Thursday, January 20, 2005 - Page updated at 12:00 AM
Guest columnist
Bush offers no good reason to gut Social Security
Special to The Times
During the recent White House conference on domestic economic policy, President Bush mistakenly warned of the imminent collapse of Social Security.
While almost everyone agrees that steps must be taken to strengthen Social Security for the future, the system is in no immediate danger of going broke.
The tax and benefit revisions spearheaded by Alan Greenspan in 1982 extended the financial health of the program. According to the Social Security trustees, without any changes, Social Security will be able to pay 100 percent of benefits well into the 2040s and over 70 percent of promised benefits after that. The bipartisan Congressional Budget Office extends the date of full solvency to 2052.
Paying only 70 percent of promised benefits, however, is not acceptable. Relatively modest changes in trust-fund income — such as raising the limit on the payroll tax or investing in securities other than U.S. Treasury bonds — or small reductions in promised benefits can eliminate the shortfall projected to occur in 2042. But there is no reason to gut the Social Security program in the name of a nonexistent crisis.
Social Security is both a retirement and an income-protection plan that has met all that it has promised for almost 70 years.
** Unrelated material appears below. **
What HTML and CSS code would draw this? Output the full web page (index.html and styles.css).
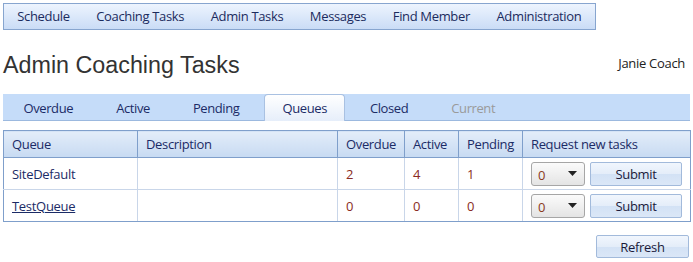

It has kept tens of millions of senior citizens off the poverty rolls. It has provided basic income protection for millions of spouses and dependents of disabled or deceased workers. It is the most successful domestic program in our nation's history. Since 1935, it has been America's only guaranteed source of retirement income.
The notion that siphoning off billions of dollars per year through private accounts will somehow help improve Social Security solvency makes absolutely no sense. It is as sensible as claiming that reducing the gasoline tax will provide funds for a tunnel to replace the Alaskan Way Viaduct.
Diverting Social Security funds into private accounts would require massive borrowing to fund payments to current beneficiaries, estimated at $2 trillion. Often not mentioned is that such private accounts also require drastic cuts in payments to future beneficiaries of Social Security, whether or not they opt for private accounts.
Substituting price-indexing for wage-indexing of Social Security benefits, as proposed by a White House commission would, over time, cut benefits by about 50 percent from current promised levels. Young people would suffer only a 30-percent cut in benefits if we did nothing. And they dare to call price-indexing "reform"?
Empowerment and wealth creation are worthy goals. Personal retirement accounts are excellent ways to achieve those goals, but only if individuals fund them in addition to — not in place of — Social Security.
Only Social Security provides a guaranteed, inflation-protected benefit that no one can outlive. Let us not risk these guarantees for the get-rich-quick promise of private accounts drained from Social Security income.
The only guarantee you can count on with private accounts is that they can lose money just as fast as they can make it.
As a nation proud of honoring its commitments, our commitment to the well-being and dignity of people as they age must be paramount. Social Security is a benefit and a promise worth fighting for.
Bill Iulo of Bainbridge Island is a former professor of economics from Washington State University, and a former member of AARP's National Legislative Council.